To be done:
Each line in the material below, starting at the one with "Recreate this image" and ending at the one with "w-[267px] h-[49px] bg-white", is to be reproduced exactly; no picture is to be copied.

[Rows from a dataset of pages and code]
^^^^^^^^^^^^^^^^

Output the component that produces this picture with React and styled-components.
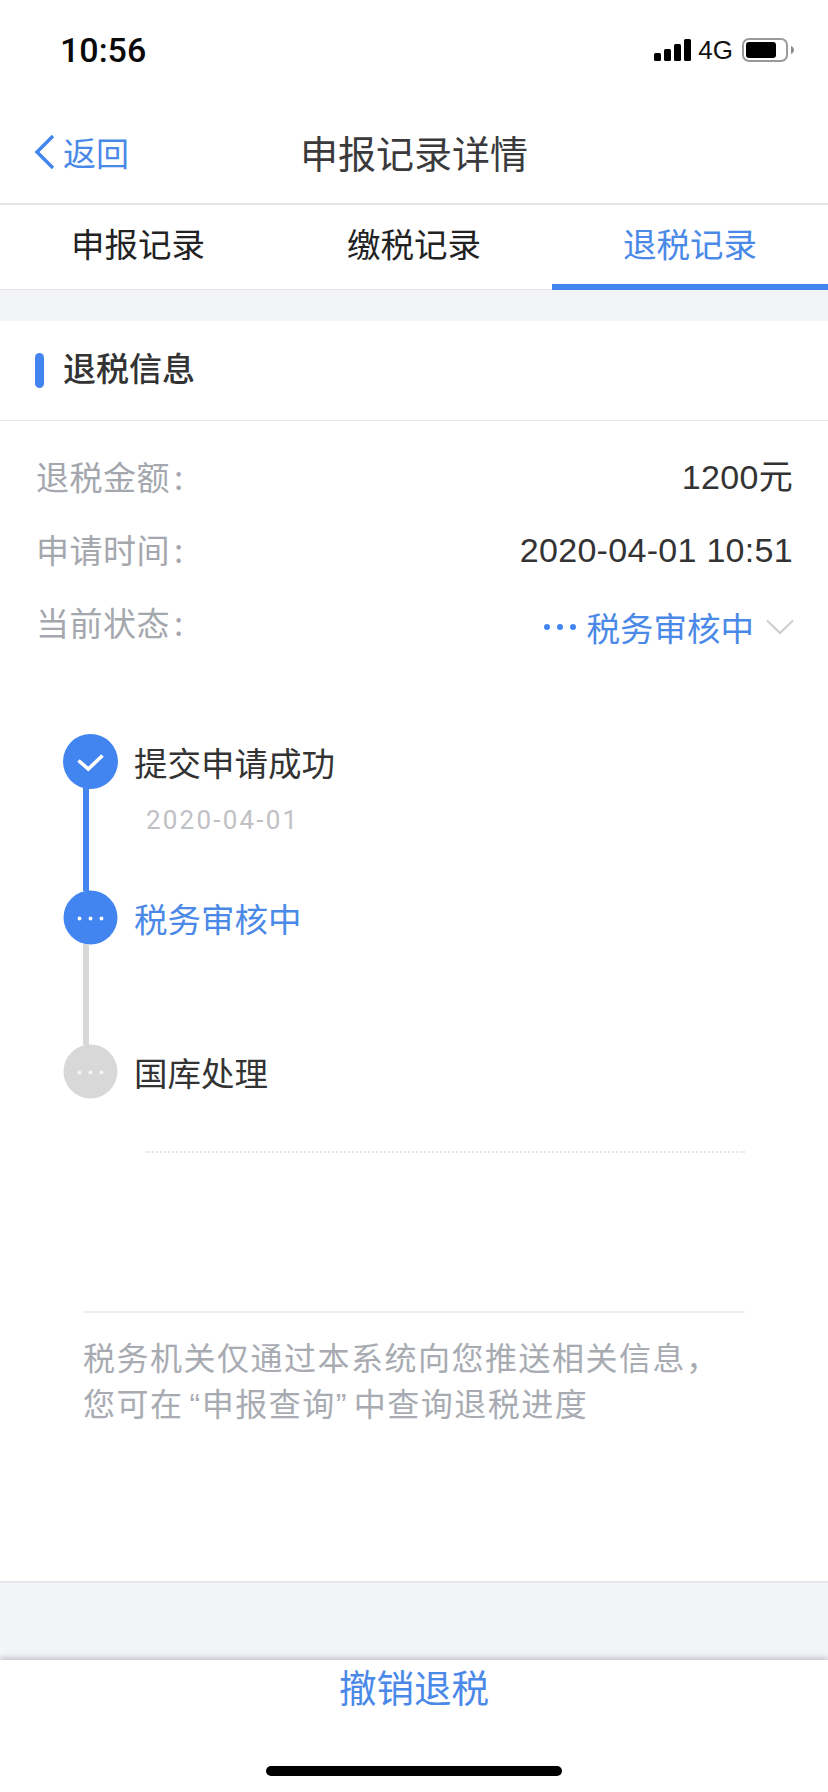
import React from "react";
import styled, { createGlobalStyle } from "styled-components";

const BLUE = "#4285f0";
const TEXT_BLUE = "#4a89e8";
const CJK = `"Noto Sans CJK SC", "Liberation Sans", sans-serif`;
const LATIN = `"Liberation Sans", "Noto Sans CJK SC", sans-serif`;

const GlobalStyle = createGlobalStyle`
  html, body {
    margin: 0;
    padding: 0;
    background: #f3f4f8;
  }
`;

const Page = styled.div`
  width: 828px;
  height: 1792px;
  display: flex;
  flex-direction: column;
  overflow: hidden;
  background: #f3f4f8;
  font-family: ${CJK};
`;

const StatusBar = styled.div`
  height: 100px;
  flex: none;
  display: flex;
  align-items: center;
  justify-content: space-between;
  padding: 0 34px 0 60px;
  background: #fff;
`;

const Time = styled.span`
  font-family: "Roboto", sans-serif;
  font-size: 34px;
  font-weight: 500;
  color: #0a0a0a;
`;

const StatusIcons = styled.div`
  display: flex;
  align-items: center;
`;

const Network = styled.span`
  font-family: ${LATIN};
  font-size: 26px;
  color: #111;
  margin: 0 9px 0 7px;
`;

const NavBar = styled.div`
  height: 103px;
  flex: none;
  display: grid;
  grid-template-columns: 1fr auto 1fr;
  align-items: center;
  padding: 0 0 0 34px;
  background: #fff;
  border-bottom: 2px solid #e4e4e6;
  box-sizing: content-box;
`;

const BackLink = styled.div`
  display: flex;
  align-items: center;
  gap: 8px;
  color: ${TEXT_BLUE};
  font-size: 33px;
  line-height: 40px;
`;

const NavTitle = styled.h1`
  margin: 0 34px 0 0;
  font-size: 38px;
  font-weight: 400;
  line-height: 48px;
  color: #3a3a3c;
`;

const TabBar = styled.div`
  height: 84px;
  flex: none;
  display: grid;
  grid-template-columns: repeat(3, 1fr);
  background: #fff;
  border-bottom: 1px solid #e6e6ea;
`;

const Tab = styled.div`
  display: flex;
  align-items: center;
  justify-content: center;
  padding-bottom: 4px;
  font-size: 33.5px;
  color: ${(p) => (p.$active ? TEXT_BLUE : "#222")};
  border-bottom: 6px solid ${(p) => (p.$active ? BLUE : "transparent")};
  margin-bottom: ${(p) => (p.$active ? "-1px" : "0")};
`;

const Card = styled.section`
  flex: 1;
  margin-top: 31px;
  background: #fff;
  border-bottom: 2px solid #e6e6ea;
`;

const CardHead = styled.div`
  height: 99px;
  display: flex;
  align-items: center;
  gap: 19px;
  padding-left: 35px;
  border-bottom: 1px solid #e8e8ec;
`;

const HeadMark = styled.span`
  width: 9px;
  height: 35px;
  border-radius: 5px;
  background: ${BLUE};
`;

const HeadTitle = styled.h2`
  margin: 0;
  padding-bottom: 7px;
  font-size: 33px;
  font-weight: 500;
  color: #333;
`;

const InfoList = styled.div`
  display: flex;
  flex-direction: column;
  gap: 33px;
  padding: 36px 35px 0 36px;
`;

const InfoRow = styled.div`
  display: flex;
  justify-content: space-between;
  align-items: flex-start;
  line-height: 40px;
`;

const InfoLabel = styled.span`
  margin-top: -1px;
  font-size: 33px;
  letter-spacing: 0.5px;
  color: #a4a7ae;
`;

const Colon = styled.span`
  margin-left: 4px;
`;

const InfoValue = styled.span`
  font-family: ${LATIN};
  font-size: 34px;
  letter-spacing: 0.3px;
  color: #333;
`;

const StatusValue = styled.span`
  display: flex;
  align-items: center;
  padding-top: 4px;
  font-size: 33.5px;
  color: ${TEXT_BLUE};
  margin-right: -1px;
`;

const StatusLabel = styled.span`
  margin: 0 -1px 0 1px;
`;

const Timeline = styled.div`
  margin: 87px 0 0 63px;
  display: flex;
  flex-direction: column;
`;

const Step = styled.div`
  display: flex;
  height: ${(p) => p.$height}px;
`;

const Rail = styled.div`
  width: 55px;
  flex: none;
  display: flex;
  flex-direction: column;
`;

const Node = styled.svg`
  width: 55px;
  height: 55px;
  flex: none;
  display: block;
`;

const Connector = styled.div`
  flex: 1;
  width: 6px;
  margin: -1px 0 -1px 20px;
  background: ${(p) => (p.$done ? BLUE : "#d8d8d8")};
`;

const StepBody = styled.div`
  padding: 8px 0 0 16px;
`;

const StepTitle = styled.div`
  font-size: 33.5px;
  line-height: 40px;
  color: ${(p) => (p.$active ? TEXT_BLUE : "#333")};
`;

const StepDate = styled.div`
  margin: 22px 0 0 12px;
  font-family: "Roboto", sans-serif;
  font-size: 26px;
  line-height: 32px;
  letter-spacing: 2.2px;
  color: #c0c1c5;
`;

const DottedRule = styled.div`
  margin: 52px 83px 0 145px;
  border-top: 2px dotted #e6e6e8;
`;

const Note = styled.div`
  margin: 158px 83px 0 83px;
  padding-top: 23px;
  border-top: 2px solid #ecedf1;
  font-family: ${LATIN};
  font-size: 32px;
  line-height: 46px;
  letter-spacing: 1.5px;
  color: #a8abb2;
  white-space: nowrap;
`;

const Quoted = styled.span`
  margin: 0 6px;
`;

const Footer = styled.div`
  height: 132px;
  flex: none;
  margin-top: 77px;
  position: relative;
  display: flex;
  flex-direction: column;
  align-items: center;
  background: #fff;
  box-shadow: 0 -2px 6px rgba(0, 0, 0, 0.22);
`;

const CancelButton = styled.div`
  margin-top: 2px;
  font-size: 37.5px;
  line-height: 48px;
  color: ${TEXT_BLUE};
`;

const HomeIndicator = styled.div`
  width: 296px;
  height: 10px;
  margin-top: 56px;
  border-radius: 5px;
  background: #000;
`;

function Dots({ fill, opacity }) {
  return (
    <g fill={fill} opacity={opacity}>
      <circle cx="16.5" cy="28.5" r="1.9" />
      <circle cx="27.5" cy="28.5" r="1.9" />
      <circle cx="38.5" cy="28.5" r="1.9" />
    </g>
  );
}

export default function App() {
  return (
    <Page>
      <GlobalStyle />
      <StatusBar>
        <Time>10:56</Time>
        <StatusIcons>
          <svg width="37" height="22" viewBox="0 0 37 22">
            <rect x="0" y="14" width="7" height="8" rx="1.5" fill="#000" />
            <rect x="10" y="10" width="7" height="12" rx="1.5" fill="#000" />
            <rect x="20" y="5" width="7" height="17" rx="1.5" fill="#000" />
            <rect x="30" y="0" width="7" height="22" rx="1.5" fill="#000" />
          </svg>
          <Network>4G</Network>
          <svg width="52" height="24" viewBox="0 0 52 24">
            <rect x="1" y="1" width="44" height="22" rx="6" fill="none" stroke="#9a9a9a" strokeWidth="2" />
            <rect x="4" y="4" width="30" height="16" rx="3" fill="#000" />
            <path d="M49 8 C51 9 52 10.5 52 12 C52 13.5 51 15 49 16 Z" fill="#8a8a8a" />
          </svg>
        </StatusIcons>
      </StatusBar>

      <NavBar>
        <BackLink>
          <svg width="21" height="36" viewBox="0 0 21 36">
            <path d="M19 2 L3 18 L19 34" fill="none" stroke={BLUE} strokeWidth="3.4" />
          </svg>
          <span>返回</span>
        </BackLink>
        <NavTitle>申报记录详情</NavTitle>
      </NavBar>

      <TabBar>
        <Tab>申报记录</Tab>
        <Tab>缴税记录</Tab>
        <Tab $active>退税记录</Tab>
      </TabBar>

      <Card>
        <CardHead>
          <HeadMark />
          <HeadTitle>退税信息</HeadTitle>
        </CardHead>

        <InfoList>
          <InfoRow>
            <InfoLabel>退税金额<Colon>:</Colon></InfoLabel>
            <InfoValue>1200元</InfoValue>
          </InfoRow>
          <InfoRow>
            <InfoLabel>申请时间<Colon>:</Colon></InfoLabel>
            <InfoValue>2020-04-01 10:51</InfoValue>
          </InfoRow>
          <InfoRow>
            <InfoLabel>当前状态<Colon>:</Colon></InfoLabel>
            <StatusValue>
              <svg width="43" height="10" viewBox="0 0 43 10">
                <circle cx="4" cy="5" r="3" fill={BLUE} />
                <circle cx="17" cy="5" r="3" fill={BLUE} />
                <circle cx="30" cy="5" r="3" fill={BLUE} />
              </svg>
              <StatusLabel>税务审核中</StatusLabel>
              <svg width="41" height="16" viewBox="0 0 41 16">
                <path d="M14 1.5 L27 14 L40 1.5" fill="none" stroke="#cdcdcf" strokeWidth="2" />
              </svg>
            </StatusValue>
          </InfoRow>
        </InfoList>

        <Timeline>
          <Step $height={156}>
            <Rail>
              <Node viewBox="0 0 55 55">
                <circle cx="27.5" cy="27.5" r="27.5" fill={BLUE} />
                <path d="M15.5 26.5 L25.3 35 L39.5 21.5" fill="none" stroke="#fff" strokeWidth="3.6" />
              </Node>
              <Connector $done />
            </Rail>
            <StepBody>
              <StepTitle>提交申请成功</StepTitle>
              <StepDate>2020-04-01</StepDate>
            </StepBody>
          </Step>
          <Step $height={154}>
            <Rail>
              <Node viewBox="0 0 55 55">
                <circle cx="27.5" cy="27.5" r="27" fill={BLUE} />
                <Dots fill="#fff" />
              </Node>
              <Connector />
            </Rail>
            <StepBody>
              <StepTitle $active>税务审核中</StepTitle>
            </StepBody>
          </Step>
          <Step $height={55}>
            <Rail>
              <Node viewBox="0 0 55 55">
                <circle cx="27.5" cy="27.5" r="27" fill="#d8d8d8" />
                <Dots fill="#fff" opacity="0.75" />
              </Node>
            </Rail>
            <StepBody>
              <StepTitle>国库处理</StepTitle>
            </StepBody>
          </Step>
        </Timeline>

        <DottedRule />
        <Note>
          税务机关仅通过本系统向您推送相关信息，
          <br />
          您可在<Quoted>“申报查询”</Quoted>中查询退税进度
        </Note>
      </Card>

      <Footer>
        <CancelButton>撤销退税</CancelButton>
        <HomeIndicator />
      </Footer>
    </Page>
  );
}
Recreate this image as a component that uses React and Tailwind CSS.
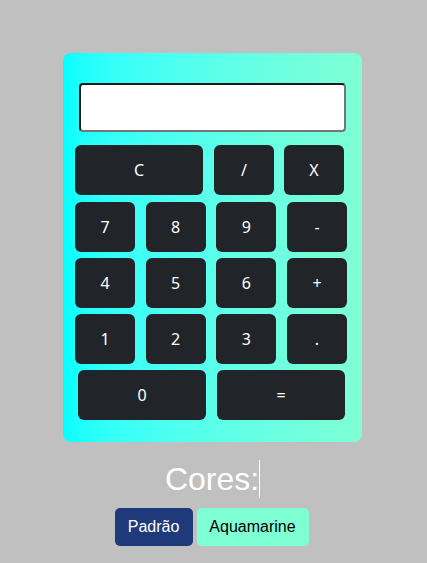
import React from 'react';

const keyClass =
  'h-[50px] rounded-md bg-[#212529] text-white text-[16px] flex items-center justify-center';

const Key = ({ label, wide }) => (
  <button className={`${keyClass} ${wide ? 'w-[128px]' : 'w-[60px]'}`}>{label}</button>
);

const App = () => {
  return (
    <div
      className="min-h-[563px] w-full bg-[#c0c0c0] flex flex-col items-center pt-[53px]"
      style={{ fontFamily: '"Noto Sans", "Open Sans", sans-serif' }}
    >
      {/* calculator body */}
      <div className="mr-[2px] w-[299px] h-[389px] rounded-lg bg-linear-to-r from-[#00ffff] to-[#7fffd4] pt-[30px]">
        <div className="ml-[16px] w-[267px] h-[49px] bg-white rounded border-2 border-t-[#1a1a1a] border-l-[#1a1a1a] border-b-[#767676] border-r-[#767676]" />

        <div className="mt-[13px] ml-[12px] flex">
          <Key label="C" wide />
          <div className="ml-[11px]"><Key label="/" /></div>
          <div className="ml-[10px]"><Key label="X" /></div>
        </div>

        <div className="mt-[7px] ml-[12px] w-[272px] flex justify-between">
          <Key label="7" />
          <Key label="8" />
          <Key label="9" />
          <Key label="-" />
        </div>
        <div className="mt-[6px] ml-[12px] w-[272px] flex justify-between">
          <Key label="4" />
          <Key label="5" />
          <Key label="6" />
          <Key label="+" />
        </div>
        <div className="mt-[6px] ml-[12px] w-[272px] flex justify-between">
          <Key label="1" />
          <Key label="2" />
          <Key label="3" />
          <Key label="." />
        </div>

        <div className="mt-[6px] ml-[15px] flex gap-[11px]">
          <Key label="0" wide />
          <Key label="=" wide />
        </div>
      </div>

      {/* theme picker */}
      <div
        className="mt-[17px] mr-[2px] flex items-center text-white text-[32px] leading-[40px]"
        style={{ fontFamily: '"Liberation Sans", Arial, sans-serif' }}
      >
        <span>Cores:</span>
        <span className="w-px h-[38px] bg-white" />
      </div>

      <div
        className="mt-[9px] mr-[4px] flex gap-[4px] text-[16px]"
        style={{ fontFamily: '"Liberation Sans", Arial, sans-serif' }}
      >
        <button className="w-[78px] h-[38px] rounded-[5px] bg-[#1e3a7a] text-white">Padrão</button>
        <button className="w-[112px] h-[38px] rounded-[5px] bg-[#7fffd4] text-black">Aquamarine</button>
      </div>
    </div>
  );
};

export default App;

^^^^^^^^^^^^^^^^

Exercise result:
Recreate this image as a component that uses React and Tailwind CSS.
import React from 'react';

const keyClass =
  'h-[50px] rounded-md bg-[#212529] text-white text-[16px] flex items-center justify-center';

const Key = ({ label, wide }) => (
  <button className={`${keyClass} ${wide ? 'w-[128px]' : 'w-[60px]'}`}>{label}</button>
);

const App = () => {
  return (
    <div
      className="min-h-[563px] w-full bg-[#c0c0c0] flex flex-col items-center pt-[53px]"
      style={{ fontFamily: '"Noto Sans", "Open Sans", sans-serif' }}
    >
      {/* calculator body */}
      <div className="mr-[2px] w-[299px] h-[389px] rounded-lg bg-linear-to-r from-[#00ffff] to-[#7fffd4] pt-[30px]">
        <div className="ml-[16px] w-[267px] h-[49px] bg-white rounded border-2 border-t-[#1a1a1a] border-l-[#1a1a1a] border-b-[#767676] border-r-[#767676]" />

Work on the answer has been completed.